This will be an example of how to open a dataset with multiple layers - in that case, only time. But you can have datasets with multiple dimensions! For example depth, different variables, etc.

In [None]:
# Open the dataset
sst = xr.open_dataset("combined_january_2020.nc")

sst

In this nice overview you can see that there are three coordinates (lat, lon and time) and three variables, being one the analysed_sst. Let's extract the analysed_sst and get a mean of that period.

In [None]:
sst_analysed = sst["analysed_sst"]

sst_analysed

sst_mean = sst_analysed.mean('time',keep_attrs=True,skipna=False)

sst_mean

In [None]:
sst_mean.plot()

That is nice, but you can also directly access S3 files and ERDDAP servers. Let's access monthly SST data from this same product:

In [None]:
coraltemp = xr.open_dataset("https://coastwatch.pfeg.noaa.gov/erddap/griddap/NOAA_DHW_monthly")

coraltemp

Now we see that time is a much bigger set - 481 values. We will subset both the sea_surface_temperature variable and the time coordinate for a smaller period (6 months).
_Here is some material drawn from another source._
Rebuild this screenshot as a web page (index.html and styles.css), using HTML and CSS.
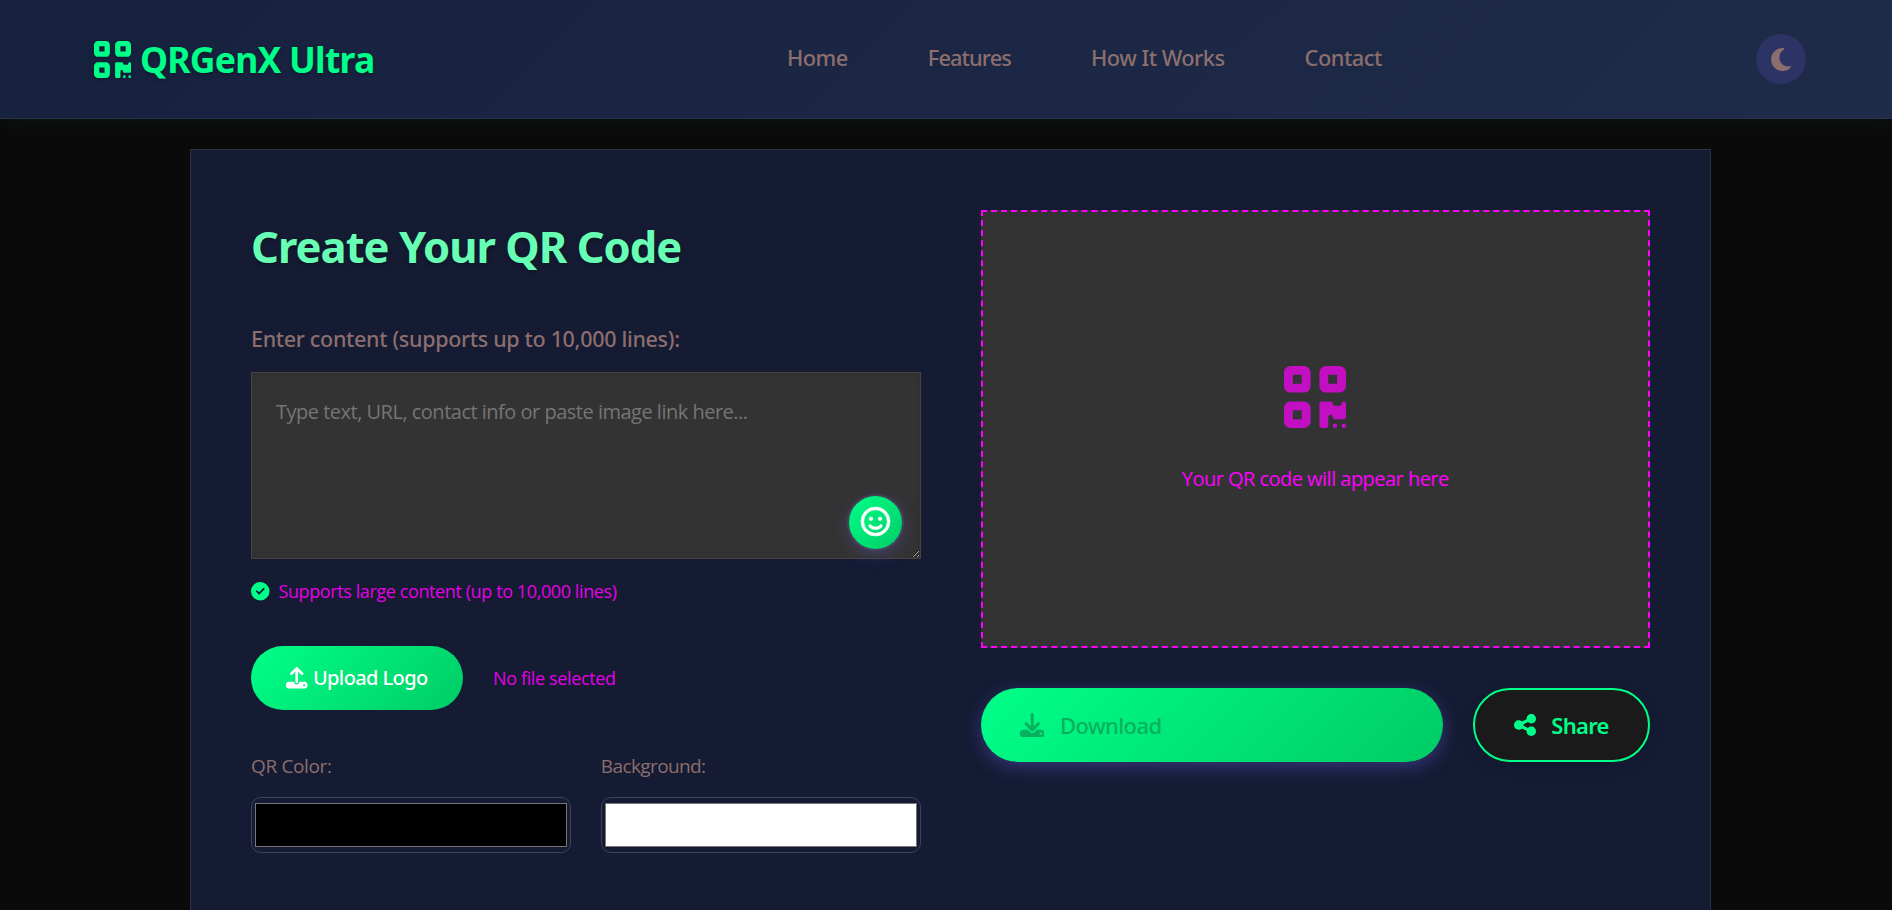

Then we will get the average.

In [11]:
ct_subset = coraltemp["sea_surface_temperature"]

In [None]:
# We also slice the area, to make faster to process
ct_sub_date = ct_subset.sel(time = slice("2020-01-01", "2020-06-01"),
                            latitude = slice(40, 0),
                            longitude = slice(-20, 20))
ct_sub_date

In [None]:
# This part takes some time, because now the data is being downloaded and processed

ct_mean = ct_sub_date.mean('time', keep_attrs=True,skipna=False)

ct_mean

In [None]:
ct_mean.plot()